Exploration of Nursing Care Strategies for the Management of Urinary Incontinence in Hospitalized Women

Karen A. Blanchette, BSN, RN

Disclosures

Urol Nurs. 2012;32(5):256-259. 

In This Article

Recommendations

As a result of this literature review, the author and colleagues made the following suggestions to their hospital staff regarding care of hospitalized women with UI. First, specific education to support appropriate nursing assessment and management of UI is essential to reducing the number of incontinent episodes among this vulnerable population. Nursing staff education should include the identification of transient causes of UI and the best nursing strategies for UI management. Second, nursing strategies for UI management include timed voiding, offering help to reach the toilet, maintaining a clear path to the toilet, prompting individuals to use the toilet every two hours while awake, and avoiding the use of indwelling catheters. Third, nursing staff should also be aware of bladder irritants that exacerbate UI and educate patients about the effect of these irritants on the urinary system. Hospital staff should recognize that some medications cause transient UI, and these medications should be avoided when possible.

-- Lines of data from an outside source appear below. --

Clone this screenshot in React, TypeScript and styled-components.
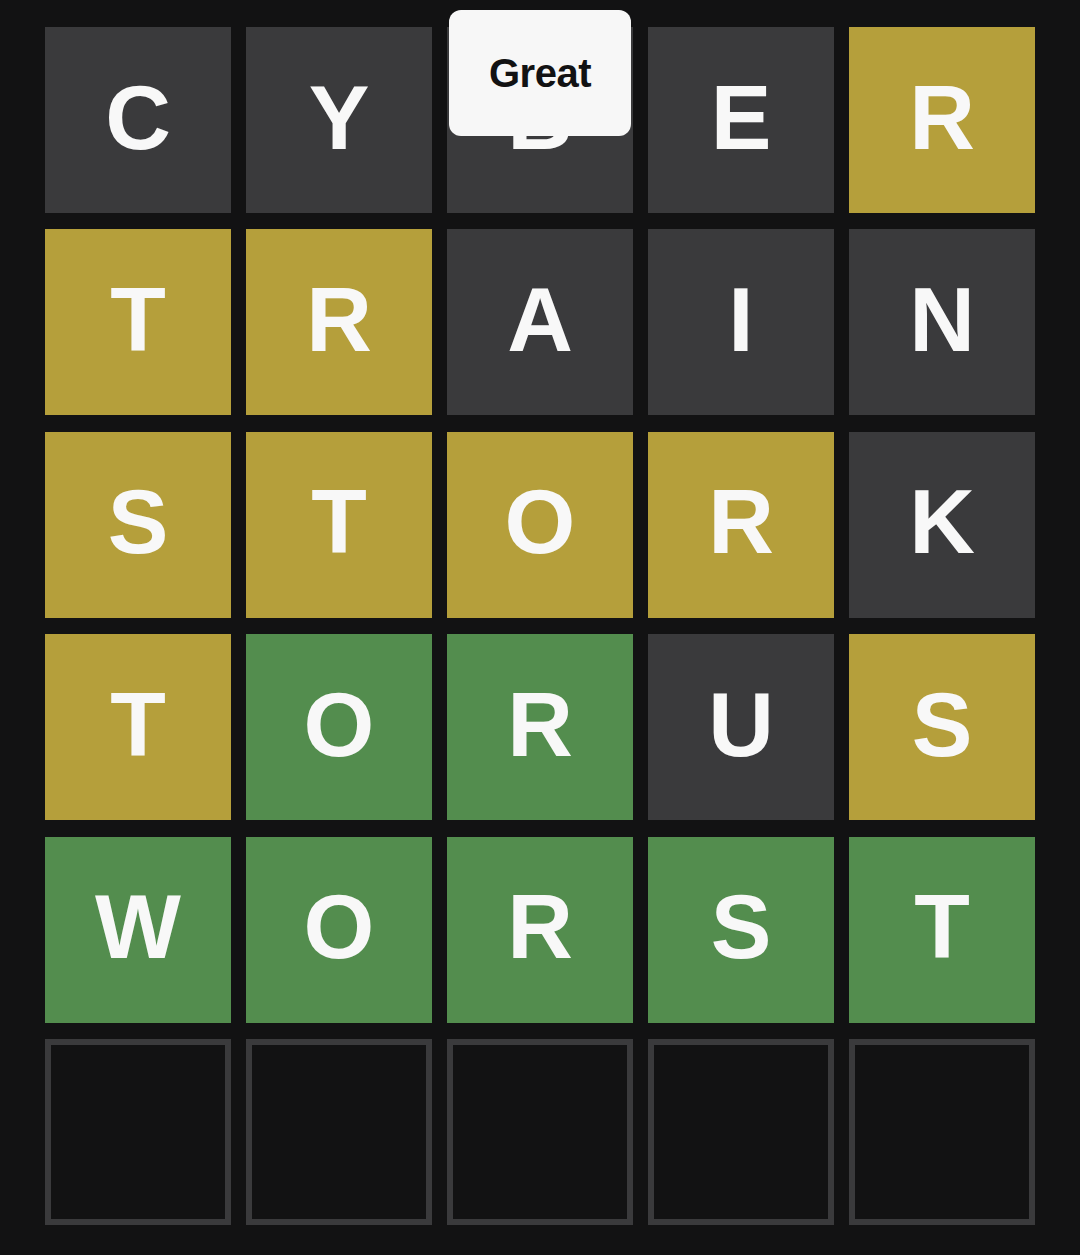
import React from "react";
import styled, { createGlobalStyle } from "styled-components";

const Global = createGlobalStyle`
  html, body { margin: 0; padding: 0; background: #121213; }
  body { font-family: "Liberation Sans", Arial, sans-serif; }
`;

type State = "absent" | "present" | "correct" | "empty";

const colors: Record<State, string> = {
  absent: "#3a3a3c",
  present: "#b59f3b",
  correct: "#538d4e",
  empty: "#121213",
};

const Page = styled.div`
  position: relative;
  width: 1080px;
  height: 1255px;
  background: #121213;
  padding: 27px 45px 0;
  box-sizing: border-box;
`;

const Board = styled.div`
  display: grid;
  grid-template-columns: repeat(5, 186px);
  grid-template-rows: repeat(6, 186px);
  column-gap: 15px;
  row-gap: 16.4px;
`;

const Tile = styled.div<{ $state: State }>`
  box-sizing: border-box;
  display: flex;
  align-items: center;
  justify-content: center;
  background: ${(p) => colors[p.$state]};
  border: ${(p) => (p.$state === "empty" ? "6px solid #3a3a3c" : "none")};
  color: #f8f8f8;
  font-family: "Liberation Sans", Arial, sans-serif;
  font-weight: 700;
  font-size: 91px;
  line-height: 1;
  padding-bottom: 6px;
  text-transform: uppercase;
`;

const Toast = styled.div`
  position: absolute;
  top: 10px;
  left: 449px;
  width: 182px;
  height: 126px;
  border-radius: 12px;
  background: #f7f7f7;
  color: #121213;
  display: flex;
  align-items: center;
  justify-content: center;
  font-family: "Liberation Sans", Arial, sans-serif;
  font-weight: 700;
  font-size: 40px;
  letter-spacing: -0.5px;
`;

const rows: { word: string; states: State[] }[] = [
  { word: "CYBER", states: ["absent", "absent", "absent", "absent", "present"] },
  { word: "TRAIN", states: ["present", "present", "absent", "absent", "absent"] },
  { word: "STORK", states: ["present", "present", "present", "present", "absent"] },
  { word: "TORUS", states: ["present", "correct", "correct", "absent", "present"] },
  { word: "WORST", states: ["correct", "correct", "correct", "correct", "correct"] },
  { word: "     ", states: ["empty", "empty", "empty", "empty", "empty"] },
];

export default function App() {
  return (
    <>
      <Global />
      <Page>
        <Board>
          {rows.map((r, i) =>
            r.states.map((s, j) => (
              <Tile key={`${i}-${j}`} $state={s}>
                {r.word[j].trim()}
              </Tile>
            ))
          )}
        </Board>
        <Toast>Great</Toast>
      </Page>
    </>
  );
}
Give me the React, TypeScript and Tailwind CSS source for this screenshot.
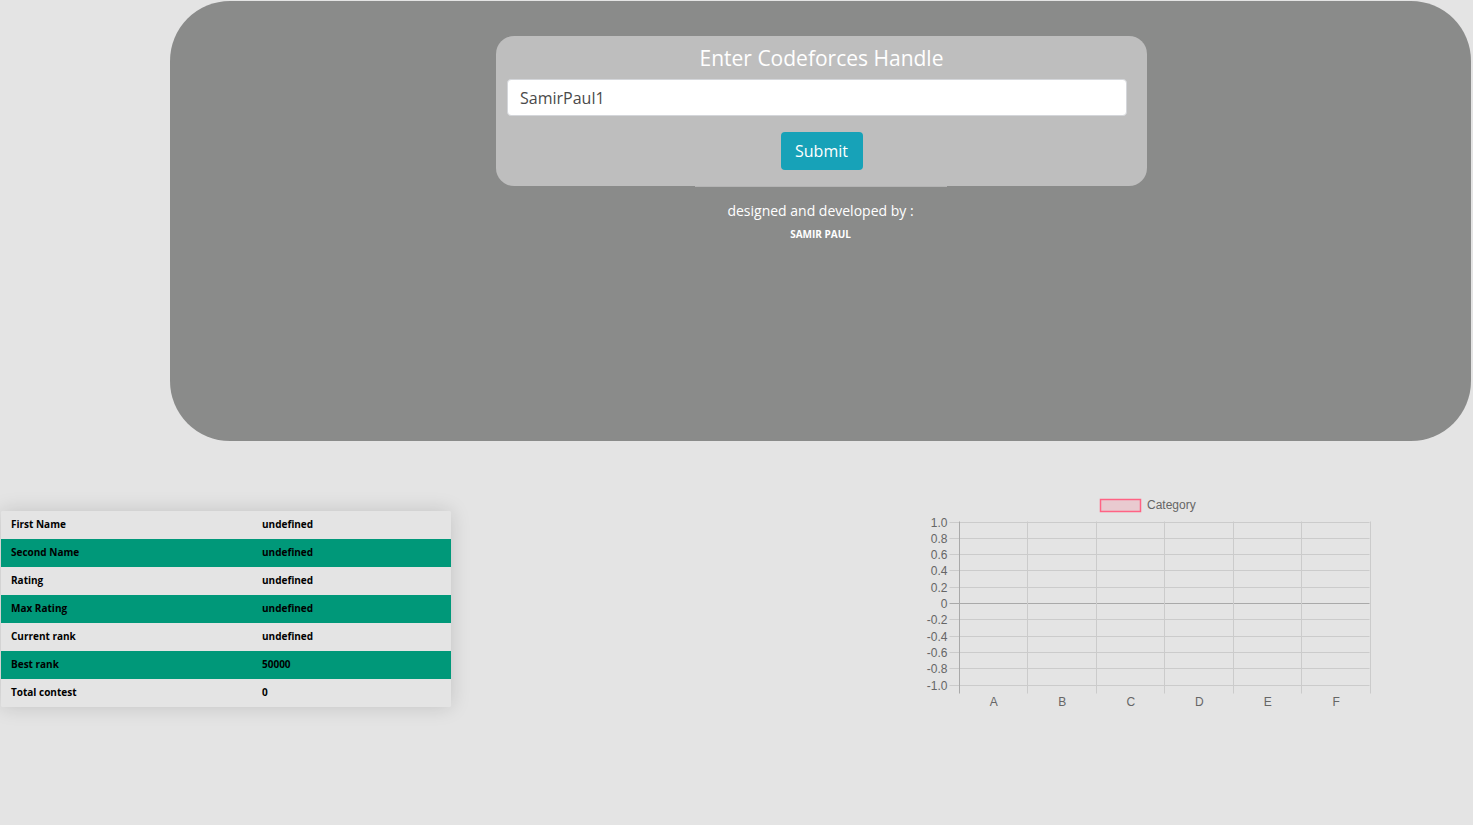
import React from 'react'

const rows: [string, string][] = [
  ['First Name', 'undefined'],
  ['Second Name', 'undefined'],
  ['Rating', 'undefined'],
  ['Max Rating', 'undefined'],
  ['Current rank', 'undefined'],
  ['Best rank', '50000'],
  ['Total contest', '0'],
]

const yTicks = ['1.0', '0.8', '0.6', '0.4', '0.2', '0', '-0.2', '-0.4', '-0.6', '-0.8', '-1.0']
const xLabels = ['A', 'B', 'C', 'D', 'E', 'F']

function RatingChart() {
  const left = 39.5
  const right = 450.5
  const top = 30.5
  const bottom = 193.5
  const stepY = (bottom - top) / 10
  const stepX = (right - left) / 6
  return (
    <svg width="460" height="222" className="block" style={{ fontFamily: '"Liberation Sans", Arial, sans-serif' }}>
      <rect x="181.5" y="8.5" width="40" height="12" fill="rgba(255,99,132,0.2)" stroke="rgb(255,99,132)" strokeWidth="1.5" />
      <text x="228" y="18" fontSize="12" fill="#666">Category</text>
      {yTicks.map((t, i) => {
        const y = Math.round(top + stepY * i) + 0.5
        return (
          <g key={t}>
            <line x1={left - 9} x2={right} y1={y} y2={y} stroke={t === '0' ? '#a9a9a9' : '#cbcbcb'} strokeWidth="1" />
            <text x={left - 11} y={y + 4} fontSize="12" fill="#666" textAnchor="end">{t}</text>
          </g>
        )
      })}
      {Array.from({ length: 7 }).map((_, i) => {
        const x = Math.round(left + stepX * i) + 0.5
        return <line key={i} x1={x} x2={x} y1={top} y2={bottom + 9} stroke={i === 0 ? '#a9a9a9' : '#cbcbcb'} strokeWidth="1" />
      })}
      {xLabels.map((l, i) => (
        <text key={l} x={left + 1 + stepX * (i + 0.5)} y={215} fontSize="12" fill="#666" textAnchor="middle">{l}</text>
      ))}
    </svg>
  )
}

export default function App() {
  return (
    <div className="min-h-screen bg-[#e4e4e4] pt-px" style={{ fontFamily: '"Open Sans", "Noto Sans", sans-serif' }}>
      <div className="ml-[170px] mr-[2px] h-[440px] rounded-[60px] bg-[#8a8b8a] flex flex-col items-center pt-[35px]">
        <div className="ml-[2px] w-[651px] rounded-[18px] bg-[#bebebe] px-[11px] pt-[8px] pb-[16px] flex flex-col items-center">
          <h1 className="text-[21px] leading-[28px] text-white">Enter Codeforces Handle</h1>
          <input
            className="mt-[7px] self-start w-[620px] h-[37px] rounded-[4px] border border-[#d4d6da] bg-white px-[12px] text-[16px] text-[#4a4a4a] outline-none"
            defaultValue="SamirPaul1"
          />
          <button className="mt-[16px] h-[38px] w-[82px] rounded-[4px] bg-[#17a2b8] text-[16px] text-white">Submit</button>
        </div>
        <div className="w-[252px] h-px bg-[#b4b4b4]" />
        <p className="mt-[14px] text-[14px] leading-[20px] text-white">designed and developed by :</p>
        <p className="mt-[6px] text-[10px] font-bold text-white">SAMIR PAUL</p>
      </div>

      <div className="flex items-start justify-between">
        <div className="ml-px mt-[70px] w-[450px] shadow-[0_0_20px_rgba(0,0,0,0.15)] rounded-[2px] overflow-hidden">
          {rows.map(([k, v], i) => (
            <div
              key={k}
              className={`flex h-[28px] items-center pb-px text-[10px] font-bold text-black ${i % 2 === 1 ? 'bg-[#009879]' : 'bg-[#e4e4e4]'}`}
            >
              <span className="w-[261px] pl-[10px]">{k}</span>
              <span>{v}</span>
            </div>
          ))}
        </div>
        <div className="mt-[50px] mr-[94px]">
          <RatingChart />
        </div>
      </div>
    </div>
  )
}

Further research is needed to identify best nursing care strategies for the management of UI among hospitalized women. The literature does not identify which factor(s) most strongly influence frequency of incontinent episodes. Future research should focus on the role of interdisciplinary care in the acute care environment and the role of the caregiver in the community setting. Emphasis should be placed on identifying factors most strongly correlated with high incidences of UI and how best to modify these factors.